The Apple Pan sits in the middle of a bustling and dense retail hub. The hulking Westside Pavilion sits directly across the street, serving as a daily reminder to Gamble of her refusal to sell her little plot of land when developers came looking to buy in the late ’80s.

Keeping true to her philosophy of holding onto history, Gamble rejected offers to sell out, becoming the only property on the block to resist being acquired and redeveloped.

Gamble also refuses to entertain any ideas of expanding into other locations. “We love our little business,” she says. “We just feel like the place could not be kept as good as we want it. We couldn’t keep our standards up.”

So at a time when other businesses are constantly adapting, how is the Apple Pan able to succeed?

The answer is as simple as Gamble’s method of running her business the food is really good, says Merrill Schindler, co-editor of the Zagat Survey and one of L.A.’s most respected restaurant watchers.

“I often feel as if I should beat myself with olive branches and anoint myself with oil before eating there, in the hope of making myself worthy,” said Schindler. “This is manna, the food of the blessed.”
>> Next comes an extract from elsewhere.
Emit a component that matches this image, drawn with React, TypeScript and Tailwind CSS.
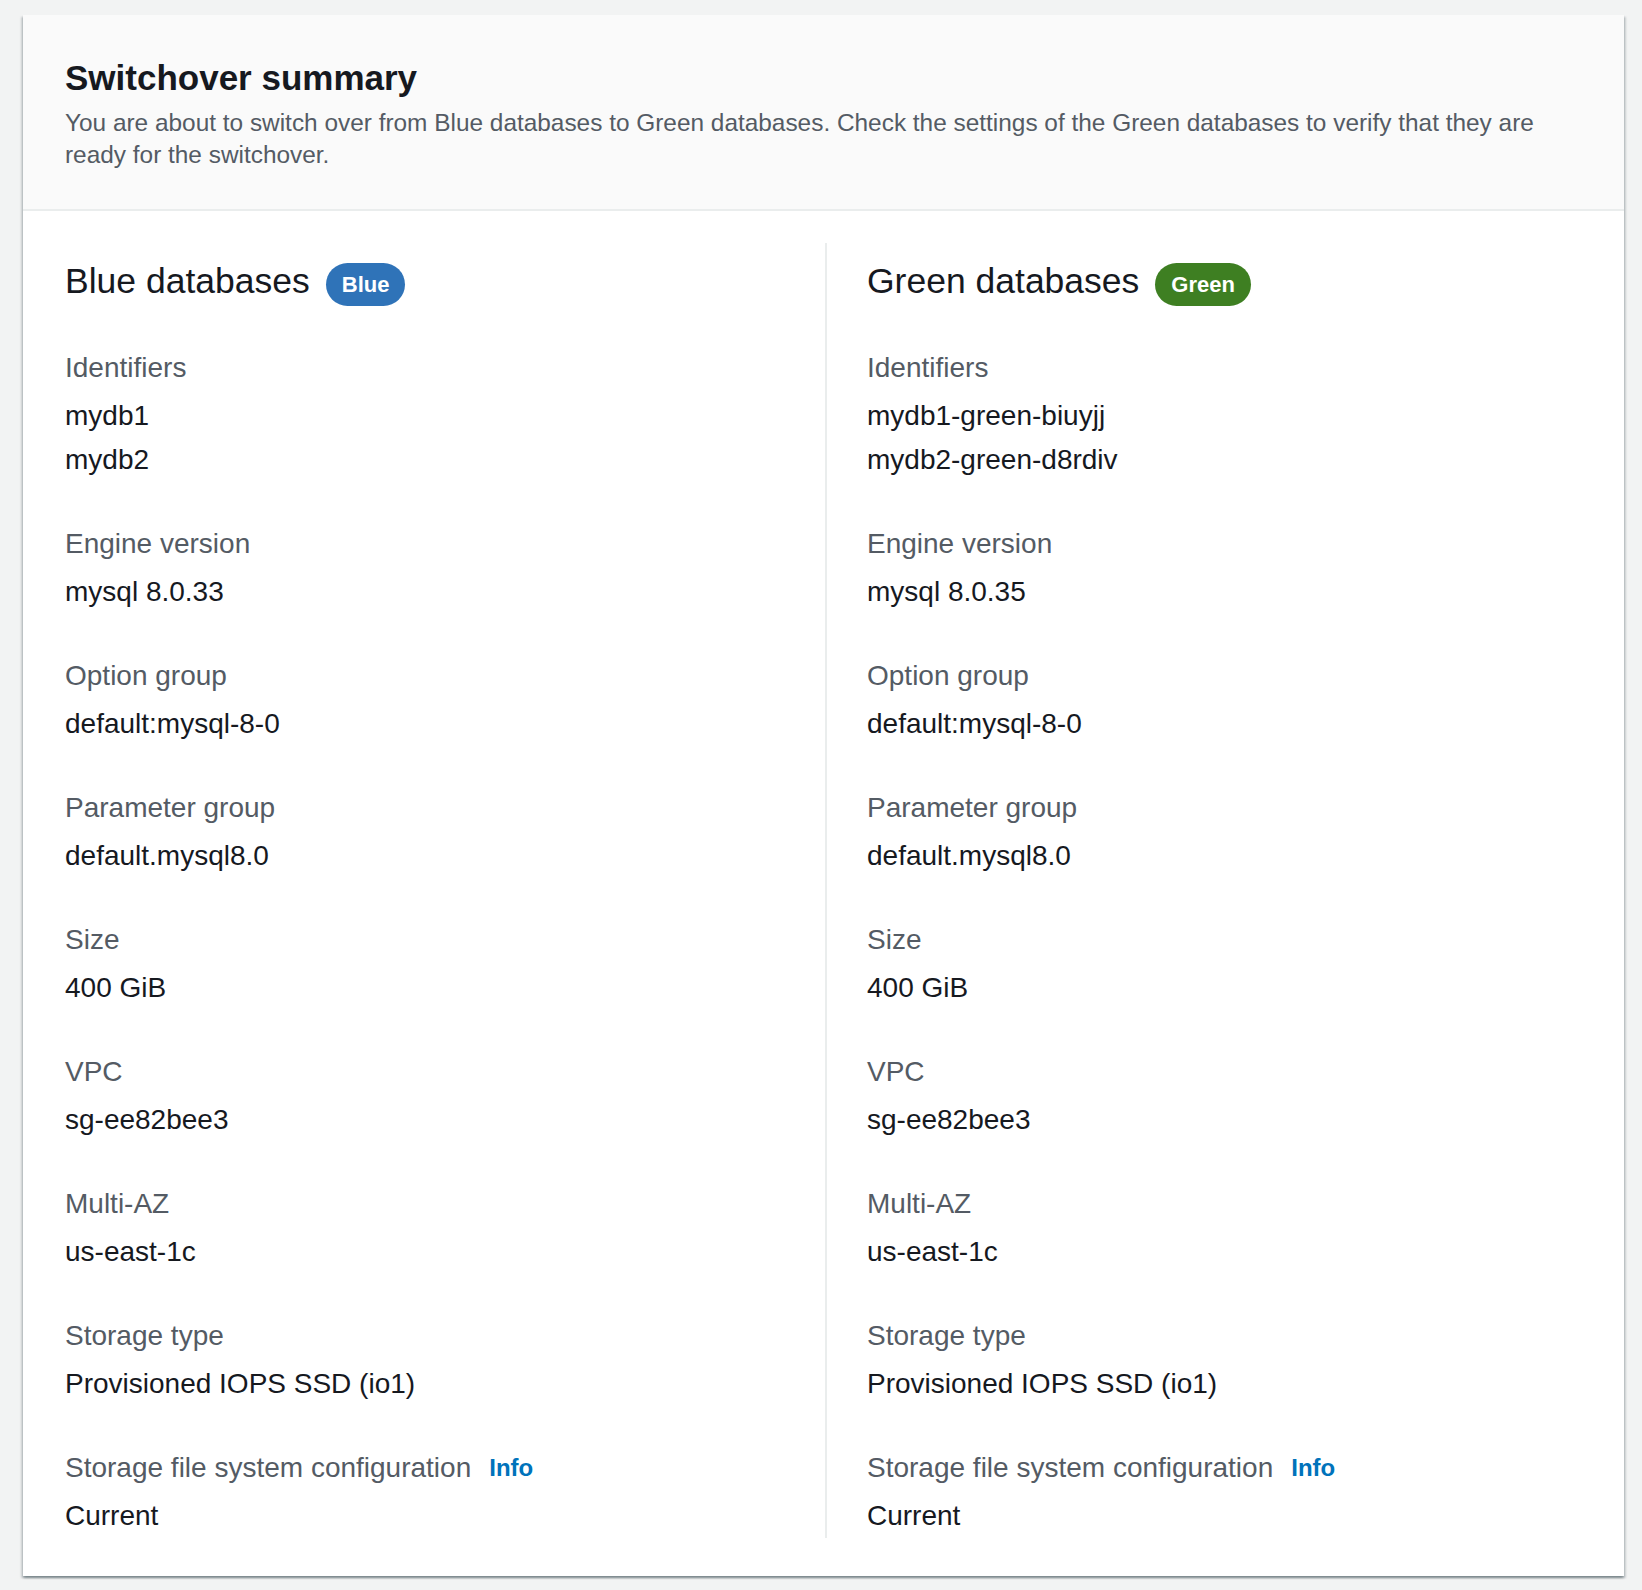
import React from "react";

type Field = { label: string; values: string[]; info?: boolean };

const blueFields: Field[] = [
  { label: "Identifiers", values: ["mydb1", "mydb2"] },
  { label: "Engine version", values: ["mysql 8.0.33"] },
  { label: "Option group", values: ["default:mysql-8-0"] },
  { label: "Parameter group", values: ["default.mysql8.0"] },
  { label: "Size", values: ["400 GiB"] },
  { label: "VPC", values: ["sg-ee82bee3"] },
  { label: "Multi-AZ", values: ["us-east-1c"] },
  { label: "Storage type", values: ["Provisioned IOPS SSD (io1)"] },
  { label: "Storage file system configuration", values: ["Current"], info: true },
];

const greenFields: Field[] = [
  { label: "Identifiers", values: ["mydb1-green-biuyjj", "mydb2-green-d8rdiv"] },
  { label: "Engine version", values: ["mysql 8.0.35"] },
  { label: "Option group", values: ["default:mysql-8-0"] },
  { label: "Parameter group", values: ["default.mysql8.0"] },
  { label: "Size", values: ["400 GiB"] },
  { label: "VPC", values: ["sg-ee82bee3"] },
  { label: "Multi-AZ", values: ["us-east-1c"] },
  { label: "Storage type", values: ["Provisioned IOPS SSD (io1)"] },
  { label: "Storage file system configuration", values: ["Current"], info: true },
];

function Column({ title, badge, badgeClass, fields }: { title: string; badge: string; badgeClass: string; fields: Field[] }) {
  return (
    <div className="flex flex-col pt-[16px]">
      <div className="flex items-start">
        <h3 className="text-[35.5px] leading-[44px] text-[#16191f]">{title}</h3>
        <span className={`ml-[16px] mt-[4px] h-[43px] px-[16px] rounded-full flex items-center text-white text-[22px] font-bold ${badgeClass}`}>
          {badge}
        </span>
      </div>
      <div className="flex flex-col gap-[40px] mt-[40px]">
        {fields.map((f) => (
          <div key={f.label} className="flex flex-col">
            <div className="flex items-center text-[28px] leading-[44px] text-[#545b64] mb-[4px]">
              <span>{f.label}</span>
              {f.info && <a className="ml-[18px] text-[24px] font-bold text-[#0073bb]">Info</a>}
            </div>
            {f.values.map((v) => (
              <div key={v} className="text-[28px] leading-[44px] text-[#16191f]">{v}</div>
            ))}
          </div>
        ))}
      </div>
    </div>
  );
}

export default function App() {
  return (
    <div className="min-h-[1590px] bg-[#f2f3f3] pt-[15px] pl-[23px] pr-[18px] pb-[14px]" style={{ fontFamily: '"Liberation Sans", Arial, sans-serif' }}>
      <div className="bg-white shadow-[0_2px_2px_0_rgba(0,28,36,0.3),2px_2px_2px_0_rgba(0,28,36,0.15),-2px_2px_2px_0_rgba(0,28,36,0.15)]">
        <div className="bg-[#fafafa] border-b-2 border-[#eaeded] pl-[42px] pr-[44px] pt-[41px] pb-[38px]">
          <h2 className="text-[35px] leading-[44px] font-bold text-[#16191f]">Switchover summary</h2>
          <p className="mt-[7px] text-[24.4px] leading-[32px] text-[#545b64]">
            You are about to switch over from Blue databases to Green databases. Check the settings of the Green databases to verify that they are ready for the switchover.
          </p>
        </div>
        <div className="pl-[42px] pr-[44px] pt-[32px] pb-[38px]">
          <div className="grid grid-cols-[760px_1fr]">
            <div className="pr-[40px]">
              <Column title="Blue databases" badge="Blue" badgeClass="bg-[#2f73b8]" fields={blueFields} />
            </div>
            <div className="border-l-2 border-[#eaeded] pl-[40px]">
              <Column title="Green databases" badge="Green" badgeClass="bg-[#3e7f22]" fields={greenFields} />
            </div>
          </div>
        </div>
      </div>
    </div>
  );
}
Schindler is most fond of the tuna salad sandwiches and, in fact, says he would be reluctant to trade one for dishes at L.A.’s “heavy hitters,” including places like Patina, Spago and L’Orangerie. “The Apple Pan is the sort of fine spot that offers a remarkable amount of pleasure in exchange for very little in the way of filthy lucre,” he said.

Restaurant critics aren’t the only ones who sing the eatery’s praises. Both long-time employees and customers appreciate Gamble’s continuity.

Collins, the 58-year-old head cook, says he started working there at age 18, planning to stay only three or four months. But, he says, every time he considered leaving, “(the owners) would make it a little better for me.”

Collins knows all the regulars (some that have been coming for 40 years). He even knows their usual orders and the cars they drive. From the window, Collins spots one of the regulars driving up in a Rolls Royce. “I make his order for him tuna fish and serve it before he sits down. He gets a kick out of that,” says Collins.

One 63-year-old customer (who refused to give his name, but did say he’s an agent who represents songwriters, including Irving Berlin) has been driving to the Apple Pan every week for 25 years from his office in Beverly Hills. “It’s part of the history of L.A., and it’s the best burger I think you can buy,” he says.

Sitting two stools down are Mike and Janice Nobi from Irvine, who grew up in West L.A. and stop in every time they’re in the area. The couple keeps coming back in part to help keep the landmark going. “I think it’s great these places are around,” says Mike. “I want to support it; I want it to stay here. I don’t want to see a big building here.”

Gamble doesn’t plan to let these people down any time soon. Her daughter, Sunny, 41, and Sunny’s two sons, 12 and 16, also work at the Apple Pan. The little restaurant, therefore, will likely continue “as long as Sunny works it and she likes it,” says Gamble. “I just envision it going on.”